A serious objection against the whole intuitive idea of groundedness is
that it puts the cart before the horse.
The reason is that it makes use of a
normative concept, namely the
concept of entitlement.
(Intuitive ideas somehow always seem to implicitly appeal to normative
notions and the evaluative meanings of words.)
If someone is 'entitled' to assert that water is transparent, this is,
firstly, because it is true that water is transparent, and secondly,
because one may tell something that is true and ought not to tell
something that is false.
Therefore, it follows from the truth of both water is transparent
and a principle of truth or truthfulness that one may say,
that is, that one is entitled to say that water is transparent.
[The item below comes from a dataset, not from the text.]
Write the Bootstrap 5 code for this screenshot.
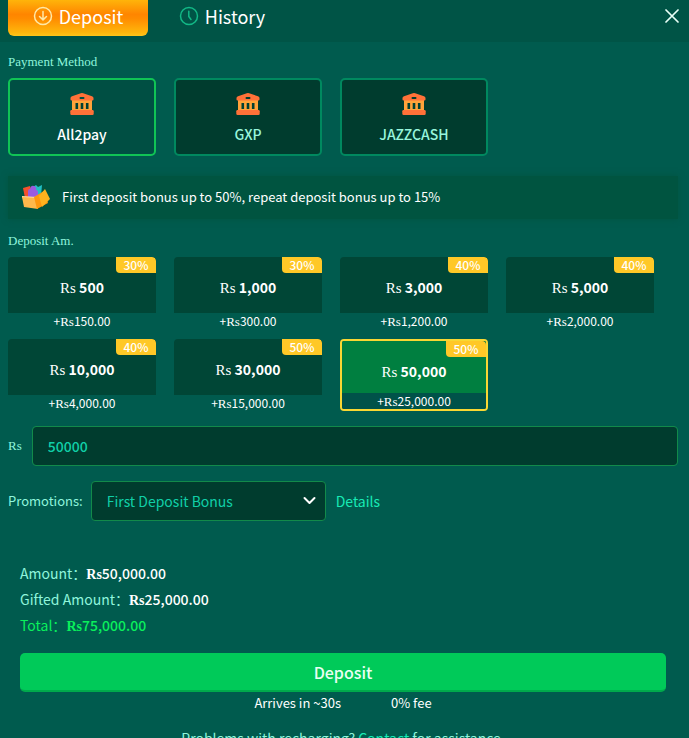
<!DOCTYPE html>
<html lang="en">
<head>
<meta charset="utf-8">
<meta name="viewport" content="width=device-width, initial-scale=1">
<title>Deposit</title>
<link href="https://cdn.jsdelivr.net/npm/bootstrap@5.3.0/dist/css/bootstrap.min.css" rel="stylesheet">
<style>
  body { background: #005b4e; color: #fff; font-family: "Noto Sans CJK SC", sans-serif; font-size: 14px; line-height: 24px; }
  .topbar { background: #005446; height: 42px; padding: 0 8px; }
  .tab { border: 0; background: none; color: #fff; font-size: 18px; line-height: 24px; width: 140px; height: 36px; gap: 6px; border-radius: 0 0 6px 6px; padding: 0 0 4px; }
  .tab-on { background: linear-gradient(#ffb40a 0, #ff8500 40%, #ff8c00 52%, #ffb60c 90%, #ffc51b); }
  .close-x { border: 0; background: none; padding: 0; width: 18px; height: 32px; }
  .sheet { padding: 10px 11px 0 8px; }
  .serif, .sect { font-family: "Liberation Serif", serif; }
  .sect { color: #8ff5dc; font-size: 13px; line-height: 20px; margin: 0; }
  .sheet h2.sect { margin-bottom: 6px; }
  .tiles { margin: 0 6px 0 0; row-gap: 10px; }
  .tiles > * { padding: 0 18px 0 0; }
  .method { height: 78px; border: 2px solid #00895f; border-radius: 5px; background: #003c2e; color: #98f5dc; font-weight: 500; font-size: 14px; line-height: 24px; gap: 6px; padding: 4px 0 0; }
  .method-on { background: #004f43; border-color: #10c455; color: #fff; }
  .notice { background: #005440; height: 43px; margin: 20px 0 12px; padding: 0 12px 2px; gap: 11px; font-size: 13px; box-shadow: 0 0 6px #005440; }
  .amt { border: 0; padding: 0; background: none; color: #fff; height: 72px; border-radius: 4px; overflow: hidden; }
  .amt-main { height: 56px; background: #004636; font-size: 14px; line-height: 24px; font-weight: 700; padding-top: 18px; flex: none; }
  .amt-main .serif { font-weight: 400; font-size: 15px; line-height: 1; }
  .amt-bonus { font-size: 12px; line-height: 16px; }
  .amt-bonus .serif { font-size: 13px; line-height: 1; }
  .amt-on { border: 2px solid #f8d733; }
  .amt-on .amt-main { height: 52px; background: #007f40; }
  .amt-on .amt-bonus { background: #005249; }
  .pct { background: #ffc827; top: 0; right: 0; width: 40px; height: 16px; font-size: 12px; line-height: 16px; font-weight: 500; border-radius: 0 4px 0 4px; }
  .field, .field:focus { background-color: #003c2e; border: 1px solid #128a4a; border-radius: 4px; height: 40px; color: #10cfa8; padding: 0 15px; box-shadow: none; font-size: 14px; }
  .field-amount, .field-amount:focus { font-weight: 500; }
  .line { margin-top: 15px; gap: 10px; }
  .promo-label { font-size: 13px; margin-right: -2px; }
  .pick { width: 235px; }
  .pick select { appearance: none; }
  .pick svg { right: 10px; top: 15px; pointer-events: none; }
  .mint { color: #8ff5dc; }
  .linkish, .linkish:hover { color: #18eab5; text-decoration: none; }
  .totals { padding: 0 12px; margin-top: 39px; line-height: 26px; }
  .totals b { font-weight: 500; color: #fff; }
  .totals b .serif { font-weight: 700; line-height: 1; }
  .totals .sum, .totals .sum b { color: #0af05c; }
  .send, .send:hover { background: #00ca59; color: #e9fff3; border: 0; border-bottom: 2px solid #00aa4c; border-radius: 5px; height: 39px; margin-top: 15px; padding: 0; font-size: 16px; font-weight: 500; line-height: 36px; }
  .facts { font-size: 13px; line-height: 20px; gap: 50px; margin-top: 1px; }
  .help { font-size: 14px; line-height: 22px; margin: 14px 0 0; }
</style>
</head>
<body class="vh-100 overflow-hidden">
<svg class="d-none" aria-hidden="true">
  <symbol id="bank" viewBox="0 0 24 24">
    <path fill="#ffa33a" d="M2 8h20v11H2z"/>
    <path fill="#004033" d="M5.500 11h2.600v6H5.500zM10.700 11h2.600v6h-2.600zM15.900 11h2.600v6h-2.600z"/>
    <path fill="#ff7138" fill-rule="evenodd" d="M10.800 1.300 2 4.200Q.5 4.800.5 6v1.500q0 1 1 1h21q1 0 1-1V6q0-1.200-1.500-1.800l-8.800-2.900a4 4 0 0 0-2.400 0zM10.500 5h3q1 0 1 1t-1 1h-3q-1 0-1-1t1-1z"/>
    <path fill="#ff7138" d="M1.500 18h21q1.200 0 1.200 1.200v2.500q0 1.300-1.200 1.300h-21Q.3 23 .3 21.700v-2.500Q.3 18 1.500 18z"/>
  </symbol>
</svg>

<header class="topbar d-flex align-items-start">
  <button class="tab tab-on d-flex align-items-center justify-content-center" type="button">
    <svg width="20" height="20" viewBox="0 0 20 20" fill="none" stroke="#ffe9a8" stroke-width="1.500" stroke-linecap="round" stroke-linejoin="round"><circle cx="10" cy="10" r="8.500"/><path d="M10 5.500v8.300M6.500 10.500l3.500 3.400 3.500-3.400"/></svg>
    <span>Deposit</span>
  </button>
  <button class="tab d-flex align-items-center justify-content-center ms-1" type="button">
    <svg width="20" height="20" viewBox="0 0 20 20" fill="none" stroke="#12b886" stroke-width="1.500" stroke-linecap="round" stroke-linejoin="round"><circle cx="10" cy="10" r="8.500"/><path d="M9.800 5.300v5.200l2.200 3"/></svg>
    <span>History</span>
  </button>
  <button class="close-x d-flex align-items-center justify-content-center ms-auto" type="button" aria-label="Close">
    <svg width="14" height="14" viewBox="0 0 14 14" stroke="#e8fff8" stroke-width="1.700" stroke-linecap="round"><path d="M1 1l12 12M13 1L1 13"/></svg>
  </button>
</header>

<main class="sheet">
  <h2 class="sect">Payment Method</h2>
  <div class="row tiles">
    <div class="col-3"><button type="button" class="method method-on w-100 d-flex flex-column align-items-center justify-content-center"><svg width="24" height="24"><use href="#bank"/></svg><span>All2pay</span></button></div>
    <div class="col-3"><button type="button" class="method w-100 d-flex flex-column align-items-center justify-content-center"><svg width="24" height="24"><use href="#bank"/></svg><span>GXP</span></button></div>
    <div class="col-3"><button type="button" class="method w-100 d-flex flex-column align-items-center justify-content-center"><svg width="24" height="24"><use href="#bank"/></svg><span>JAZZCASH</span></button></div>
  </div>

  <div class="notice d-flex align-items-center">
    <svg width="31" height="26" viewBox="0 0 31 26">
      <path fill="#f4512d" d="M3 4l7-2 3 10-8 2z"/>
      <path fill="#22bfc4" d="M13 3l3-2 2 2 4-2-1 11h-8z"/>
      <path fill="#9a5be0" d="M8 7q0-2 2-2 1-4 4-3t2 4q2 0 2 2v6H8z"/>
      <path fill="#ffe0a8" d="M2 12l15 1v3L2 14z"/>
      <path fill="#ffb84c" d="M2 13l16 1v11L4 23z"/>
      <path fill="#ff970e" d="M14 13l10-6 4 12-11 6z"/>
      <path fill="#ffb31e" d="M19 12l6-7 5 10-8 8z"/>
    </svg>
    <span>First deposit bonus up to 50%, repeat deposit bonus up to 15%</span>
  </div>

  <h2 class="sect">Deposit Am.</h2>
  <div class="row tiles">
    <div class="col-3"><button type="button" class="amt w-100 d-flex flex-column position-relative"><span class="amt-main w-100"><span class="serif">Rs</span> 500</span><span class="amt-bonus w-100">+<span class="serif">Rs</span>150.00</span><span class="pct position-absolute">30%</span></button></div>
    <div class="col-3"><button type="button" class="amt w-100 d-flex flex-column position-relative"><span class="amt-main w-100"><span class="serif">Rs</span> 1,000</span><span class="amt-bonus w-100">+<span class="serif">Rs</span>300.00</span><span class="pct position-absolute">30%</span></button></div>
    <div class="col-3"><button type="button" class="amt w-100 d-flex flex-column position-relative"><span class="amt-main w-100"><span class="serif">Rs</span> 3,000</span><span class="amt-bonus w-100">+<span class="serif">Rs</span>1,200.00</span><span class="pct position-absolute">40%</span></button></div>
    <div class="col-3"><button type="button" class="amt w-100 d-flex flex-column position-relative"><span class="amt-main w-100"><span class="serif">Rs</span> 5,000</span><span class="amt-bonus w-100">+<span class="serif">Rs</span>2,000.00</span><span class="pct position-absolute">40%</span></button></div>
    <div class="col-3"><button type="button" class="amt w-100 d-flex flex-column position-relative"><span class="amt-main w-100"><span class="serif">Rs</span> 10,000</span><span class="amt-bonus w-100">+<span class="serif">Rs</span>4,000.00</span><span class="pct position-absolute">40%</span></button></div>
    <div class="col-3"><button type="button" class="amt w-100 d-flex flex-column position-relative"><span class="amt-main w-100"><span class="serif">Rs</span> 30,000</span><span class="amt-bonus w-100">+<span class="serif">Rs</span>15,000.00</span><span class="pct position-absolute">50%</span></button></div>
    <div class="col-3"><button type="button" class="amt amt-on w-100 d-flex flex-column position-relative"><span class="amt-main w-100"><span class="serif">Rs</span> 50,000</span><span class="amt-bonus w-100">+<span class="serif">Rs</span>25,000.00</span><span class="pct position-absolute">50%</span></button></div>
  </div>

  <div class="line d-flex align-items-center">
    <label class="sect" for="amount">Rs</label>
    <input class="form-control field field-amount" id="amount" type="text" value="50000">
  </div>

  <div class="line d-flex align-items-center">
    <label class="mint promo-label" for="promo">Promotions:</label>
    <div class="pick position-relative">
      <select class="field w-100 d-block" id="promo"><option>First Deposit Bonus</option></select>
      <svg class="position-absolute" width="13" height="10" viewBox="0 0 13 10" fill="none" stroke="#fff" stroke-width="2" stroke-linecap="round" stroke-linejoin="round"><path d="M1.500 2l5 5 5-5"/></svg>
    </div>
    <a class="linkish" href="#">Details</a>
  </div>

  <section class="totals">
    <div class="mint">Amount：<b><span class="serif">Rs</span>50,000.00</b></div>
    <div class="mint">Gifted Amount：<b><span class="serif">Rs</span>25,000.00</b></div>
    <div class="sum">Total：<b><span class="serif">Rs</span>75,000.00</b></div>
    <button class="btn send w-100" type="button">Deposit</button>
    <div class="facts d-flex justify-content-center"><span>Arrives in ~30s</span><span>0% fee</span></div>
    <p class="help mint text-center">Problems with recharging? <a class="linkish" href="#">Contact</a> for assistance.</p>
  </section>
</main>
<script src="https://cdn.jsdelivr.net/npm/bootstrap@5.3.0/dist/js/bootstrap.bundle.min.js"></script>
</body>
</html>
The advocate of groundedness, however, suggests that it
would be the other way around, that the truth of a proposition
or utterance would follow from a person's entitlement to assert
that proposition or utterance.
This fallacy is the same as that in the entitlement theory of property in
which it is claimed that something would be someone's property because
'e is entitled to it.
Also this is a hysteron proteron: it is when something is one's property
(in a moral sense) that one is (morally) entitled to it, not the other
way around.
Even if in the relationships between entitlement and truth, and between
entitlement and property, neither term comes before the other,
entitlement alone can never do the groundwork.